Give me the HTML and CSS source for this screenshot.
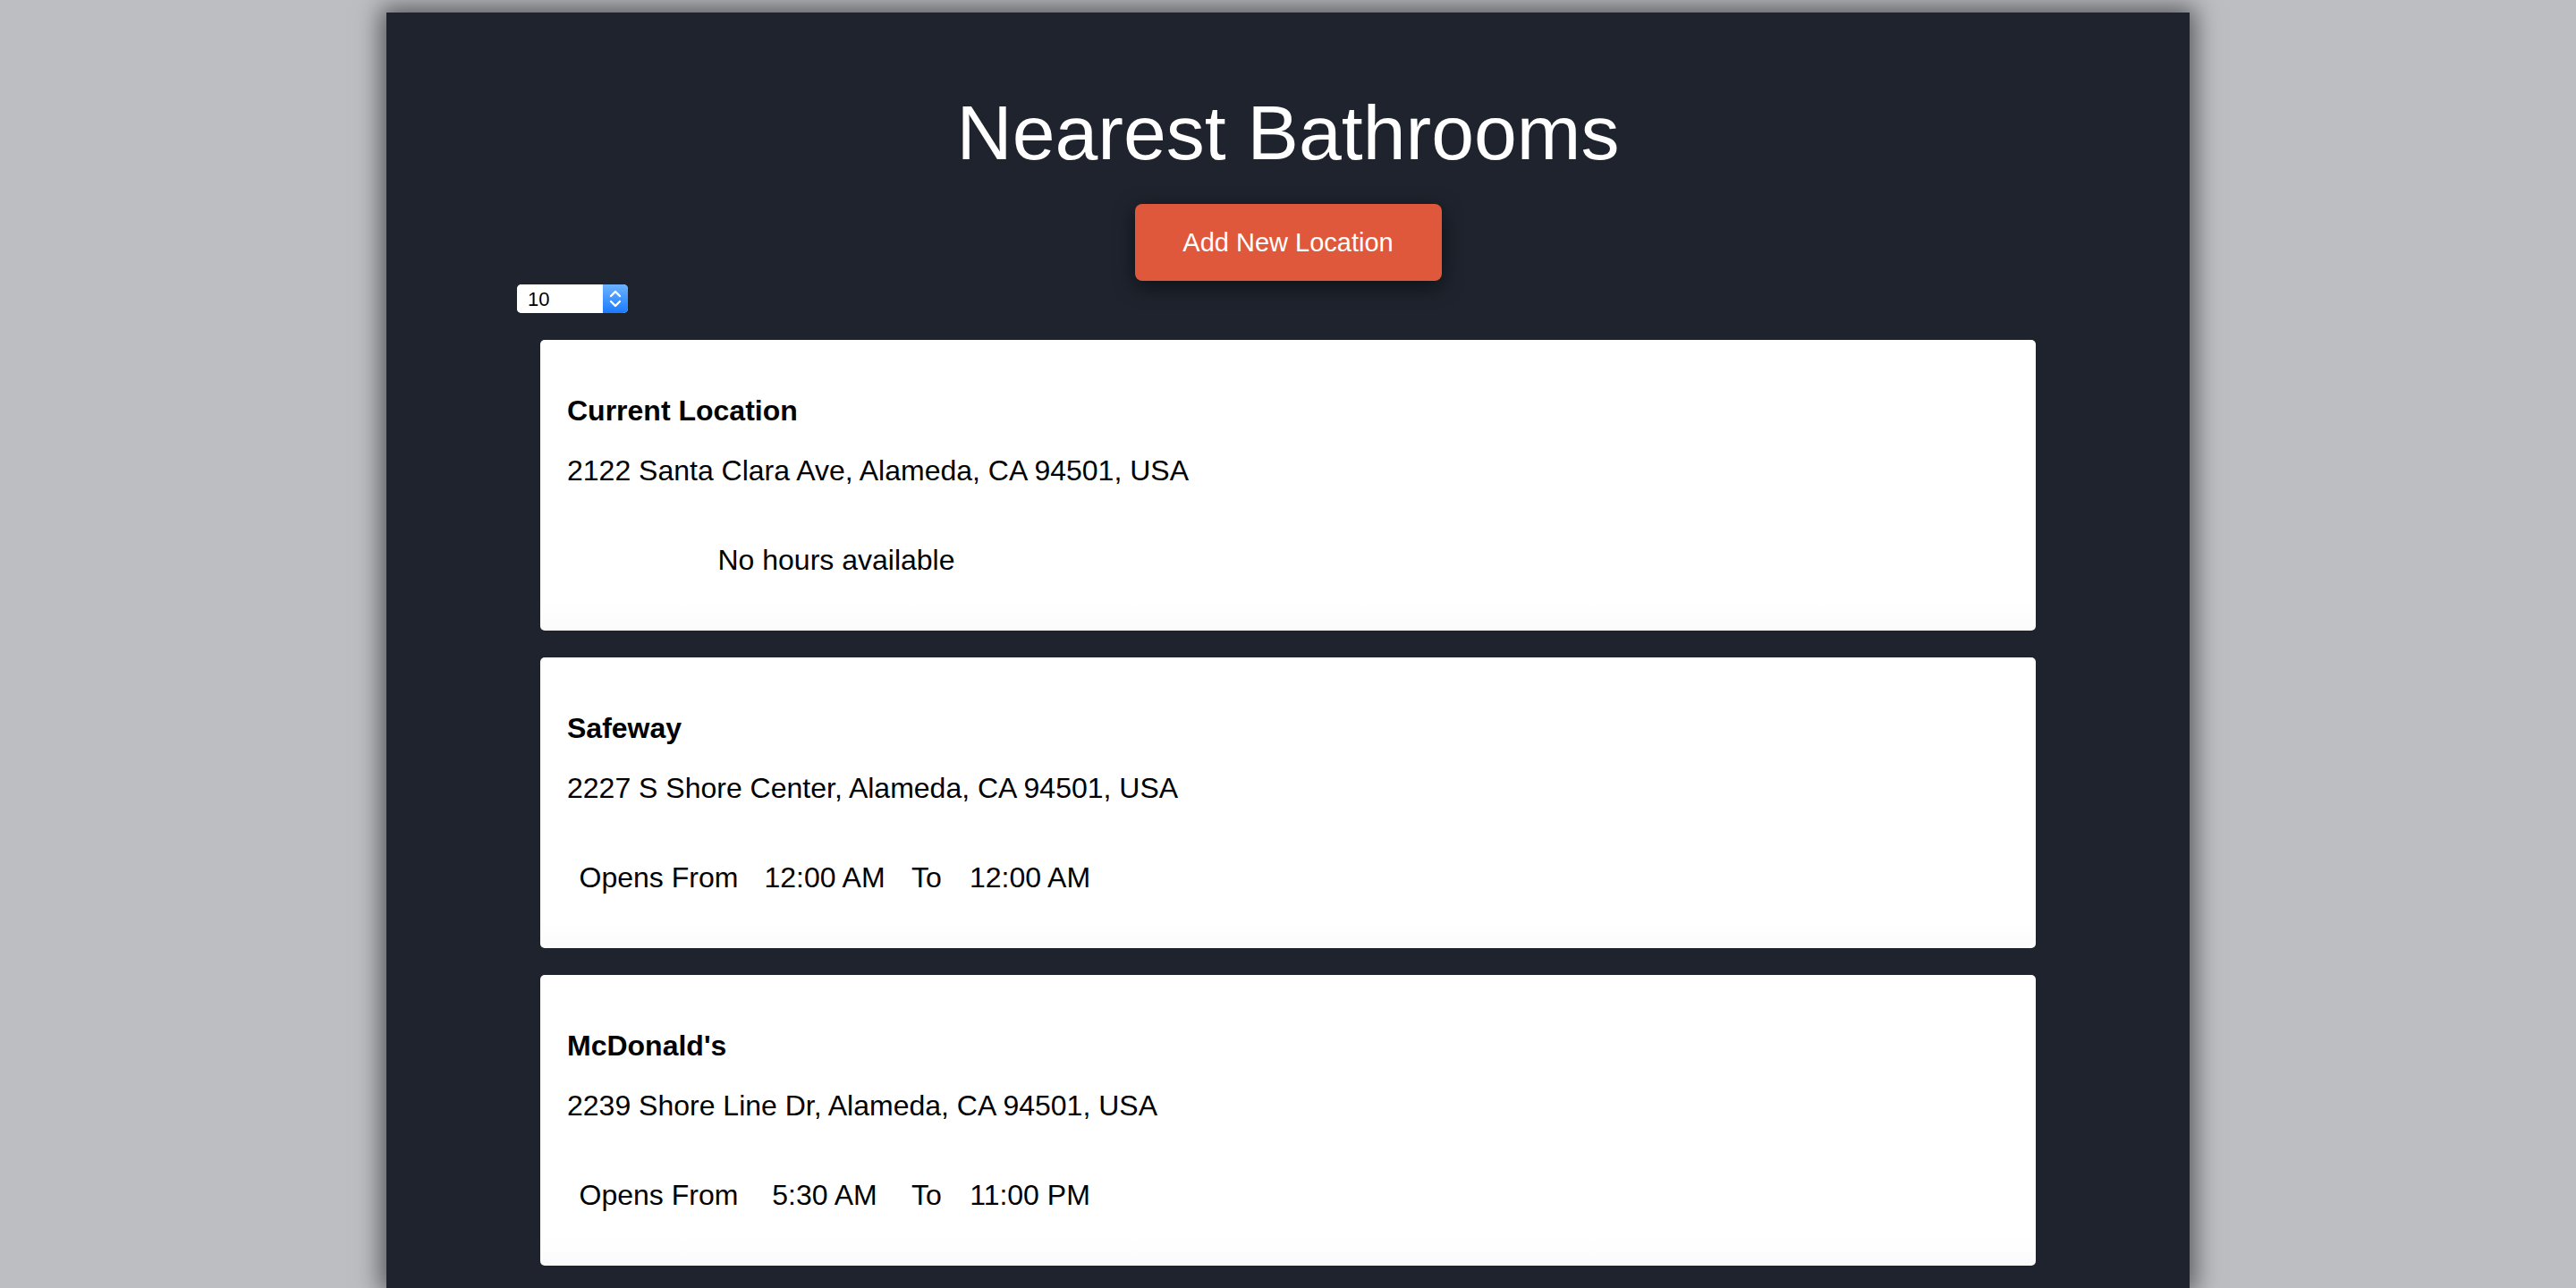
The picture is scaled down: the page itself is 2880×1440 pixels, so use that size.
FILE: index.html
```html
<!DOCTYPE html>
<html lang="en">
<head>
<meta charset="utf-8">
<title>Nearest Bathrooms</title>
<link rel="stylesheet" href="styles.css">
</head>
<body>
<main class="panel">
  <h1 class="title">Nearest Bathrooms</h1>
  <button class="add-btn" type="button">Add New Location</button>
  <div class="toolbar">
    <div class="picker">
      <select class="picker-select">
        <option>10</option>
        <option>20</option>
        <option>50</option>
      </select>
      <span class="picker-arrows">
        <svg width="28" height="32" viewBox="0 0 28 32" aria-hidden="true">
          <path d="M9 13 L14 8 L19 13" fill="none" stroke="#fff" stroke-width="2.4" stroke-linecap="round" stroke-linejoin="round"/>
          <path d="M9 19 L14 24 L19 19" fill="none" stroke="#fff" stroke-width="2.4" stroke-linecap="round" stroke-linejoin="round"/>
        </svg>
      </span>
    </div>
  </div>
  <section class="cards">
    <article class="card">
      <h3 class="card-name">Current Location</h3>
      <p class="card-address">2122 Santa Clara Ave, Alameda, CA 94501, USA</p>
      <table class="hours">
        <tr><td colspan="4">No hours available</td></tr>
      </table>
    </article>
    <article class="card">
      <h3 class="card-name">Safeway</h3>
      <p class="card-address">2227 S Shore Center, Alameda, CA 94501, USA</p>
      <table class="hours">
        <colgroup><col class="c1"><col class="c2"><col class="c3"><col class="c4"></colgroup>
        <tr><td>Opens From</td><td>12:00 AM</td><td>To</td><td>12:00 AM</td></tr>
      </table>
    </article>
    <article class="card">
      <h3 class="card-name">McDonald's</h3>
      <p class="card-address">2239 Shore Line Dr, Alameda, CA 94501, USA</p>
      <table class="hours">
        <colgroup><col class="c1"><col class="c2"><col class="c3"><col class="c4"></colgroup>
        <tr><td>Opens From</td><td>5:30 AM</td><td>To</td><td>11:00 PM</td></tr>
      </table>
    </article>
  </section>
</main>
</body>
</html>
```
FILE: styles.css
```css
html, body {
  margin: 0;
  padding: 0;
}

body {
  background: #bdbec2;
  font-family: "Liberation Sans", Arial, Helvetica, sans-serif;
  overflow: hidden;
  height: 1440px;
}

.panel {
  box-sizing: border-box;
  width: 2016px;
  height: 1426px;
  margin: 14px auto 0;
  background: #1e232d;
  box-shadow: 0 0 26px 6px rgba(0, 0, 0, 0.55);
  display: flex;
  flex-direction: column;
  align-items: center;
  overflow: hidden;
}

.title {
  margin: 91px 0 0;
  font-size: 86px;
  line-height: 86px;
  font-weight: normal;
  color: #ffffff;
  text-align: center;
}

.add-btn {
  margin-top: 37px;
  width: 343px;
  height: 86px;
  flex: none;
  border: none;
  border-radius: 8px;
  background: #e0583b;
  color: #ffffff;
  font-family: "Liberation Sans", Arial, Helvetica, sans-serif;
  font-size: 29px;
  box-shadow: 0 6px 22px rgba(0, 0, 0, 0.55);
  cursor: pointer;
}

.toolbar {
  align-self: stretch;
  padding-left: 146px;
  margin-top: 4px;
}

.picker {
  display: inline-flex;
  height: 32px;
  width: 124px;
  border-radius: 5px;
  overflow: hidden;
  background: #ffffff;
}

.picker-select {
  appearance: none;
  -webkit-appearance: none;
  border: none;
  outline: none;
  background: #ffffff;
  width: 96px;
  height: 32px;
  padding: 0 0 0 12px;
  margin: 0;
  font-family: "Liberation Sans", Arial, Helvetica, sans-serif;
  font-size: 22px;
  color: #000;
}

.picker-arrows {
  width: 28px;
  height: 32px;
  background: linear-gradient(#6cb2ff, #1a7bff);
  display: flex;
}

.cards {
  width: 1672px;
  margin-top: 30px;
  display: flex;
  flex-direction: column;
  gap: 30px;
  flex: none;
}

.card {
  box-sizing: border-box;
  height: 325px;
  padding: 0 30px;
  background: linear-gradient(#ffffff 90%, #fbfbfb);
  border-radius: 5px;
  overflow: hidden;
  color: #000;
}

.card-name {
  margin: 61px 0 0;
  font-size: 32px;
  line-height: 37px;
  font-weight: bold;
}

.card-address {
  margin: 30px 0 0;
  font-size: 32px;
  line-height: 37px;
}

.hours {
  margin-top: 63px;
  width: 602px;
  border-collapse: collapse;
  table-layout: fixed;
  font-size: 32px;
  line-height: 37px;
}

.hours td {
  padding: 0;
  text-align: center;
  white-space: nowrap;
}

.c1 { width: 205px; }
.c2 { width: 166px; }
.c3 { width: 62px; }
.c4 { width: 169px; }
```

**JOB:**
Copy each line above where the string "size" occurs.

**CORRECT RESPONSE:**
The picture is scaled down: the page itself is 2880×1440 pixels, so use that size.
  font-size: 86px;
  font-size: 29px;
  font-size: 22px;
  font-size: 32px;
  font-size: 32px;
  font-size: 32px;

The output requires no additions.